Task inputs
--------------------------------------------------
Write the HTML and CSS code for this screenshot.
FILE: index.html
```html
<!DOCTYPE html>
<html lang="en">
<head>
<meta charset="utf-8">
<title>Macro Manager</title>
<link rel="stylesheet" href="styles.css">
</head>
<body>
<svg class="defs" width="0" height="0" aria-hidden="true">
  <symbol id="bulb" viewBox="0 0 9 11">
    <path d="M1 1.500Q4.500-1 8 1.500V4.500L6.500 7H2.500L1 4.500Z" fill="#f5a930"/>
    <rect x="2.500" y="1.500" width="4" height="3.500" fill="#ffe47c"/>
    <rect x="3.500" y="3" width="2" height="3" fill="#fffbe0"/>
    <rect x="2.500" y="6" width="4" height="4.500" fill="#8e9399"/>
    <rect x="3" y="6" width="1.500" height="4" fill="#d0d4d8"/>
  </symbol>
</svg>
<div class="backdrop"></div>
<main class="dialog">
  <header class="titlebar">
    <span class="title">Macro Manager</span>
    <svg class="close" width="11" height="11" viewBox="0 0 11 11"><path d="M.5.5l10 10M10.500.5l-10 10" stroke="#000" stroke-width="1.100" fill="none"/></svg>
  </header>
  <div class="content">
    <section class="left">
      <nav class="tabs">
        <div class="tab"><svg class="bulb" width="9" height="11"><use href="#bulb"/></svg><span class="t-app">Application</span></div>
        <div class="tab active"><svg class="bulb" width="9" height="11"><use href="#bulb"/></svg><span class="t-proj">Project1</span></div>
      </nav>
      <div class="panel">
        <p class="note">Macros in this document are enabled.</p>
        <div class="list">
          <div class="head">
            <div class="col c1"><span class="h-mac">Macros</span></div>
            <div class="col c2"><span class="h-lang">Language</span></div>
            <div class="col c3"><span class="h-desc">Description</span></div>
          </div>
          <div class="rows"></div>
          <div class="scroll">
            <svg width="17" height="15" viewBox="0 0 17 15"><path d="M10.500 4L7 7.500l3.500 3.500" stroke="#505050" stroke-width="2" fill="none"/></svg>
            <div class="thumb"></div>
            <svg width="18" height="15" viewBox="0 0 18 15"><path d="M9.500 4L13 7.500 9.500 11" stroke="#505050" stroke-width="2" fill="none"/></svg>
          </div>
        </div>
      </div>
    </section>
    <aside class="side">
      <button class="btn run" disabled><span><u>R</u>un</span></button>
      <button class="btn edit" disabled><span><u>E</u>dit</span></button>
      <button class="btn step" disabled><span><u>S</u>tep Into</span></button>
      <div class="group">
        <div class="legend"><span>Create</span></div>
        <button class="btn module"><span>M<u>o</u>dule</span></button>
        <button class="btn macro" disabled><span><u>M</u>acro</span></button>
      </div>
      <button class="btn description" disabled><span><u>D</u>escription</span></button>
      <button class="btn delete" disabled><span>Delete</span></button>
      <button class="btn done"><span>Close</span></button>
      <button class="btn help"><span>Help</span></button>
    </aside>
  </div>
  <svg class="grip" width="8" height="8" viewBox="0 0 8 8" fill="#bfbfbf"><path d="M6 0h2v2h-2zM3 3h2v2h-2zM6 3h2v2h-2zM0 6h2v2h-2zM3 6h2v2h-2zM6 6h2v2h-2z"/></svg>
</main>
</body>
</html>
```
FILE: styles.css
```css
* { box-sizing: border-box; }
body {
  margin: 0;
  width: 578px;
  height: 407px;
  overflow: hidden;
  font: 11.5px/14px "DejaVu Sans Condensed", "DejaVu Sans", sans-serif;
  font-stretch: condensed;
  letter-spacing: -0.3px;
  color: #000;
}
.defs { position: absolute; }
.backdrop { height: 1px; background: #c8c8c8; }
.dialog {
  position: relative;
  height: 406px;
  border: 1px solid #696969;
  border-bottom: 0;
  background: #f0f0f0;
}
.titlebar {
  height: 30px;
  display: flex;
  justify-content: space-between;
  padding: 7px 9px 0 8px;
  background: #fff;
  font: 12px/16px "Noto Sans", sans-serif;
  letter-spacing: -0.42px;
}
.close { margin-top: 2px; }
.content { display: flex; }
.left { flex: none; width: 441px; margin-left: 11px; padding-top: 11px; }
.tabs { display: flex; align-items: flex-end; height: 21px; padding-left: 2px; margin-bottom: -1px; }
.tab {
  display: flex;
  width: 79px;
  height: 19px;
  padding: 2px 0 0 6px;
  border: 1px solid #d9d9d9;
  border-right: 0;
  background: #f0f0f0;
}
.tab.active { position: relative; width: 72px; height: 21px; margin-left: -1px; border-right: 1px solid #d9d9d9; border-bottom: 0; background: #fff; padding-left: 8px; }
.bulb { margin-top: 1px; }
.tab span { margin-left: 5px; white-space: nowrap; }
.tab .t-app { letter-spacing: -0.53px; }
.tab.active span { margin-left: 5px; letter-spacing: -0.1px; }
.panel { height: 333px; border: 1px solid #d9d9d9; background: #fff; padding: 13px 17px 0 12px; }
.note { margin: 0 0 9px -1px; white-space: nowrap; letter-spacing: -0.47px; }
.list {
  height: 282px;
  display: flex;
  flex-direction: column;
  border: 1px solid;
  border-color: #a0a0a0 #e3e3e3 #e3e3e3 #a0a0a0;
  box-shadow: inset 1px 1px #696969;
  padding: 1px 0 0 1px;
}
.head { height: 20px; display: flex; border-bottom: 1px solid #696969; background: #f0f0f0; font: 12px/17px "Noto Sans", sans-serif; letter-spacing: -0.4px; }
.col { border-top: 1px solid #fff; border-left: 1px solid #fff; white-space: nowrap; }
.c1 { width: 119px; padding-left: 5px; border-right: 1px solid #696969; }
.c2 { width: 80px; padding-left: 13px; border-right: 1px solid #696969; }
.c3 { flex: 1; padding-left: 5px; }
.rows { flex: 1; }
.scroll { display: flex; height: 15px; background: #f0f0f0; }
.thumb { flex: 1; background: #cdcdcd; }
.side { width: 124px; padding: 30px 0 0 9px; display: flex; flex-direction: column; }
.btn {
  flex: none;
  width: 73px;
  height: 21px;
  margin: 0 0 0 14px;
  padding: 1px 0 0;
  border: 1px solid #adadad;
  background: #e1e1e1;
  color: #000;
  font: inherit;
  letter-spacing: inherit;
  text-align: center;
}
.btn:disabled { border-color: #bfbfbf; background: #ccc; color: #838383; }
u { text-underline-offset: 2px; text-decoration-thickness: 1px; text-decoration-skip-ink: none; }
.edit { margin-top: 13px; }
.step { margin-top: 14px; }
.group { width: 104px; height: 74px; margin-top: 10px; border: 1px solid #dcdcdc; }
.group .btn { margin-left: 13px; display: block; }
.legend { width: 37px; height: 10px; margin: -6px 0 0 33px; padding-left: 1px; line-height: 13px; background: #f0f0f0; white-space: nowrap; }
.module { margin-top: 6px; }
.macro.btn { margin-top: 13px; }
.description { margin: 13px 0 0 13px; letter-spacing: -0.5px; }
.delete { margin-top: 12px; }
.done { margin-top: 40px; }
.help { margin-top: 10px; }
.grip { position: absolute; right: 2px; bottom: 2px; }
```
--------------------------------------------------
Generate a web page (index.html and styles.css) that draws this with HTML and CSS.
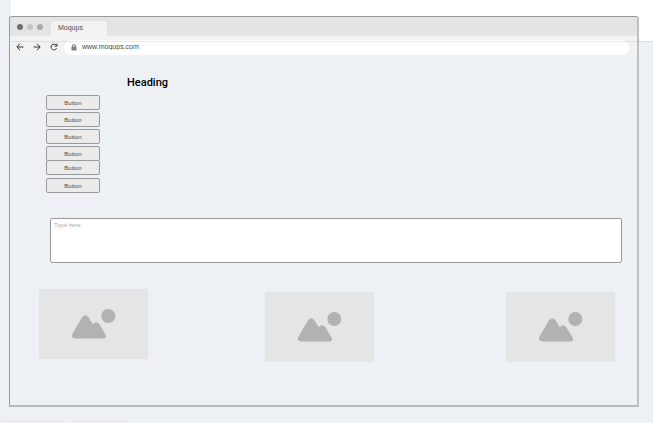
--------------------------------------------------
Pull out all lines containing "styles".

<link rel="stylesheet" href="styles.css">
FILE: styles.css
Generate a web page (index.html and styles.css) that draws this with HTML and CSS.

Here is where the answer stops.